* **Exercise**
An exact copy of all the data is required, with pictures left out.

* **Raw data**
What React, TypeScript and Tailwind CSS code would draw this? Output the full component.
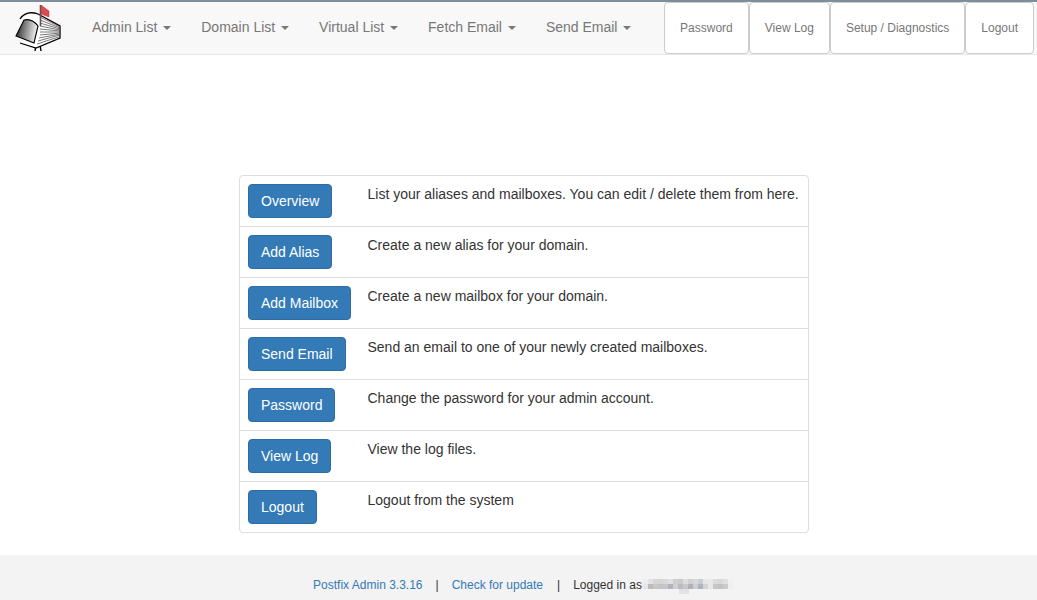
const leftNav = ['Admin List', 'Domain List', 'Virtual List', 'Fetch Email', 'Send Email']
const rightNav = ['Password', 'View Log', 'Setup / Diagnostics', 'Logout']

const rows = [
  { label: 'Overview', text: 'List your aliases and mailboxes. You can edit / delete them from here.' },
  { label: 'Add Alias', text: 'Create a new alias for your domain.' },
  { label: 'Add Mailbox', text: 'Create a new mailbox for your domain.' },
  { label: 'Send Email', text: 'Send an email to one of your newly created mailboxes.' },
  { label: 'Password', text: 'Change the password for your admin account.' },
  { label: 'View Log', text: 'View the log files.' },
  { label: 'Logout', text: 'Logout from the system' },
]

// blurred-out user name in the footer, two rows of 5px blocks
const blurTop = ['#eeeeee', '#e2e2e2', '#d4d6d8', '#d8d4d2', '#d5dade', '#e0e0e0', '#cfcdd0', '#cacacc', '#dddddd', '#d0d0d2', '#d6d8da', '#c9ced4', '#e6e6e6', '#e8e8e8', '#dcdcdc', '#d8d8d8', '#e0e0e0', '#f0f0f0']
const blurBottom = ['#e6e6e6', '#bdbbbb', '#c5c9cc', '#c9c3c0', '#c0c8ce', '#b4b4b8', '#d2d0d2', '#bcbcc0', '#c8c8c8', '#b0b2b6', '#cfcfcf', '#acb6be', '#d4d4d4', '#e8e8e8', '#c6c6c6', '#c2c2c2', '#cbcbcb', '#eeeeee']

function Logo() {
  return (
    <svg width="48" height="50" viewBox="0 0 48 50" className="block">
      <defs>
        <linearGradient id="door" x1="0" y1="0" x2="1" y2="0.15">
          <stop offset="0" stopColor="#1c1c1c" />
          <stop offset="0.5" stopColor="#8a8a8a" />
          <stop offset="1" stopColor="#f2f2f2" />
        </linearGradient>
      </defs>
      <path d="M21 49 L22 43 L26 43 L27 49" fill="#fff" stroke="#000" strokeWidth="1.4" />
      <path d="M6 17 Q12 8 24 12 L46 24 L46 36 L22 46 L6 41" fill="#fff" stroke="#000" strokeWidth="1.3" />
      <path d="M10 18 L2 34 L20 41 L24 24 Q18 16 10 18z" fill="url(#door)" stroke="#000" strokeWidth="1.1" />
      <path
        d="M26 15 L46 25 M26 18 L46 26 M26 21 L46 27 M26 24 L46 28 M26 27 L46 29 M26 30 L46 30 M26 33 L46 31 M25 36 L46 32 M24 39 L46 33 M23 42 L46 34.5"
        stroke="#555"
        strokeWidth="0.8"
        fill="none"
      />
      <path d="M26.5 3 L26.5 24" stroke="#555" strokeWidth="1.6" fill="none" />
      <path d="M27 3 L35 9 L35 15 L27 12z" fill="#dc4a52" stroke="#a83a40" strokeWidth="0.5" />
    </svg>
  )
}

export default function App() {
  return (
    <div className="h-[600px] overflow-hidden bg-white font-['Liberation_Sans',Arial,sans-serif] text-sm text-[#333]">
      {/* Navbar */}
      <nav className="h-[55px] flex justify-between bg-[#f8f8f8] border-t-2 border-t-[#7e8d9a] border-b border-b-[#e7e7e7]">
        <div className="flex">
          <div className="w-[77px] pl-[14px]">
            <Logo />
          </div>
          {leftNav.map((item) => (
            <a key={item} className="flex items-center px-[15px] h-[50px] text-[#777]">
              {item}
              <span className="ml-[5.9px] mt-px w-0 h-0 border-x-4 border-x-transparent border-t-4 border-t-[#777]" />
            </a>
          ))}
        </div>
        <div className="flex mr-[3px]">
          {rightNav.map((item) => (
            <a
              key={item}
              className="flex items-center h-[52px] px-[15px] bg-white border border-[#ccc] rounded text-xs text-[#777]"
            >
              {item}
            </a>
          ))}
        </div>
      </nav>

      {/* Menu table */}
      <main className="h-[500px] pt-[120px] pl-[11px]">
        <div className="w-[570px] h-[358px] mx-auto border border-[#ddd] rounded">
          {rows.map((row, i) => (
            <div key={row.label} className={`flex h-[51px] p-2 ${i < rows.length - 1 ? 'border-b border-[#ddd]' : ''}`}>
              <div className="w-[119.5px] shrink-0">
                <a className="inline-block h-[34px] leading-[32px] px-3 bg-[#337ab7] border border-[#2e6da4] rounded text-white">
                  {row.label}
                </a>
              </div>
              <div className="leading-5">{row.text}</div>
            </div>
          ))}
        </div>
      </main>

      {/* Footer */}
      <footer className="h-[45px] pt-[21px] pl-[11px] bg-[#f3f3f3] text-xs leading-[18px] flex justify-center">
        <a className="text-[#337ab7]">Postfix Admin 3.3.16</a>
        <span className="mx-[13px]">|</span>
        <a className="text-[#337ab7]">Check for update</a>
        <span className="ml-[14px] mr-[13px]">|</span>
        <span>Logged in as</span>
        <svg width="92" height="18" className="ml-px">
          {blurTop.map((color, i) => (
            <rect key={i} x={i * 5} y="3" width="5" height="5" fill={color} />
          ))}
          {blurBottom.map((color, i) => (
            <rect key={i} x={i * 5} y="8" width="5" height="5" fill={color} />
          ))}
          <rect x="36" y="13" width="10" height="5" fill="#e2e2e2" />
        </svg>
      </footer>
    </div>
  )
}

* **Answer**
What React, TypeScript and Tailwind CSS code would draw this? Output the full component.
const leftNav = ['Admin List', 'Domain List', 'Virtual List', 'Fetch Email', 'Send Email']
const rightNav = ['Password', 'View Log', 'Setup / Diagnostics', 'Logout']

const rows = [
  { label: 'Overview', text: 'List your aliases and mailboxes. You can edit / delete them from here.' },
  { label: 'Add Alias', text: 'Create a new alias for your domain.' },
  { label: 'Add Mailbox', text: 'Create a new mailbox for your domain.' },
  { label: 'Send Email', text: 'Send an email to one of your newly created mailboxes.' },
  { label: 'Password', text: 'Change the password for your admin account.' },
  { label: 'View Log', text: 'View the log files.' },
  { label: 'Logout', text: 'Logout from the system' },
]

// blurred-out user name in the footer, two rows of 5px blocks
const blurTop = ['#eeeeee', '#e2e2e2', '#d4d6d8', '#d8d4d2', '#d5dade', '#e0e0e0', '#cfcdd0', '#cacacc', '#dddddd', '#d0d0d2', '#d6d8da', '#c9ced4', '#e6e6e6', '#e8e8e8', '#dcdcdc', '#d8d8d8', '#e0e0e0', '#f0f0f0']
const blurBottom = ['#e6e6e6', '#bdbbbb', '#c5c9cc', '#c9c3c0', '#c0c8ce', '#b4b4b8', '#d2d0d2', '#bcbcc0', '#c8c8c8', '#b0b2b6', '#cfcfcf', '#acb6be', '#d4d4d4', '#e8e8e8', '#c6c6c6', '#c2c2c2', '#cbcbcb', '#eeeeee']

function Logo() {
  return (
    <svg width="48" height="50" viewBox="0 0 48 50" className="block">
      <defs>
        <linearGradient id="door" x1="0" y1="0" x2="1" y2="0.15">
          <stop offset="0" stopColor="#1c1c1c" />
          <stop offset="0.5" stopColor="#8a8a8a" />
          <stop offset="1" stopColor="#f2f2f2" />
        </linearGradient>
      </defs>
      <path d="M21 49 L22 43 L26 43 L27 49" fill="#fff" stroke="#000" strokeWidth="1.4" />
      <path d="M6 17 Q12 8 24 12 L46 24 L46 36 L22 46 L6 41" fill="#fff" stroke="#000" strokeWidth="1.3" />
      <path d="M10 18 L2 34 L20 41 L24 24 Q18 16 10 18z" fill="url(#door)" stroke="#000" strokeWidth="1.1" />
      <path
        d="M26 15 L46 25 M26 18 L46 26 M26 21 L46 27 M26 24 L46 28 M26 27 L46 29 M26 30 L46 30 M26 33 L46 31 M25 36 L46 32 M24 39 L46 33 M23 42 L46 34.5"
        stroke="#555"
        strokeWidth="0.8"
        fill="none"
      />
      <path d="M26.5 3 L26.5 24" stroke="#555" strokeWidth="1.6" fill="none" />
      <path d="M27 3 L35 9 L35 15 L27 12z" fill="#dc4a52" stroke="#a83a40" strokeWidth="0.5" />
    </svg>
  )
}

export default function App() {
  return (
    <div className="h-[600px] overflow-hidden bg-white font-['Liberation_Sans',Arial,sans-serif] text-sm text-[#333]">
      {/* Navbar */}
      <nav className="h-[55px] flex justify-between bg-[#f8f8f8] border-t-2 border-t-[#7e8d9a] border-b border-b-[#e7e7e7]">
        <div className="flex">
          <div className="w-[77px] pl-[14px]">
            <Logo />
          </div>
          {leftNav.map((item) => (
            <a key={item} className="flex items-center px-[15px] h-[50px] text-[#777]">
              {item}
              <span className="ml-[5.9px] mt-px w-0 h-0 border-x-4 border-x-transparent border-t-4 border-t-[#777]" />
            </a>
          ))}
        </div>
        <div className="flex mr-[3px]">
          {rightNav.map((item) => (
            <a
              key={item}
              className="flex items-center h-[52px] px-[15px] bg-white border border-[#ccc] rounded text-xs text-[#777]"
            >
              {item}
            </a>
          ))}
        </div>
      </nav>

      {/* Menu table */}
      <main className="h-[500px] pt-[120px] pl-[11px]">
        <div className="w-[570px] h-[358px] mx-auto border border-[#ddd] rounded">
          {rows.map((row, i) => (
            <div key={row.label} className={`flex h-[51px] p-2 ${i < rows.length - 1 ? 'border-b border-[#ddd]' : ''}`}>
              <div className="w-[119.5px] shrink-0">
                <a className="inline-block h-[34px] leading-[32px] px-3 bg-[#337ab7] border border-[#2e6da4] rounded text-white">
                  {row.label}
                </a>
              </div>
              <div className="leading-5">{row.text}</div>
            </div>
          ))}
        </div>
      </main>

      {/* Footer */}
      <footer className="h-[45px] pt-[21px] pl-[11px] bg-[#f3f3f3] text-xs leading-[18px] flex justify-center">
        <a className="text-[#337ab7]">Postfix Admin 3.3.16</a>
        <span className="mx-[13px]">|</span>
        <a className="text-[#337ab7]">Check for update</a>
        <span className="ml-[14px] mr-[13px]">|</span>
        <span>Logged in as</span>
        <svg width="92" height="18" className="ml-px">
          {blurTop.map((color, i) => (
            <rect key={i} x={i * 5} y="3" width="5" height="5" fill={color} />
          ))}
          {blurBottom.map((color, i) => (
            <rect key={i} x={i * 5} y="8" width="5" height="5" fill={color} />
          ))}
          <rect x="36" y="13" width="10" height="5" fill="#e2e2e2" />
        </svg>
      </footer>
    </div>
  )
}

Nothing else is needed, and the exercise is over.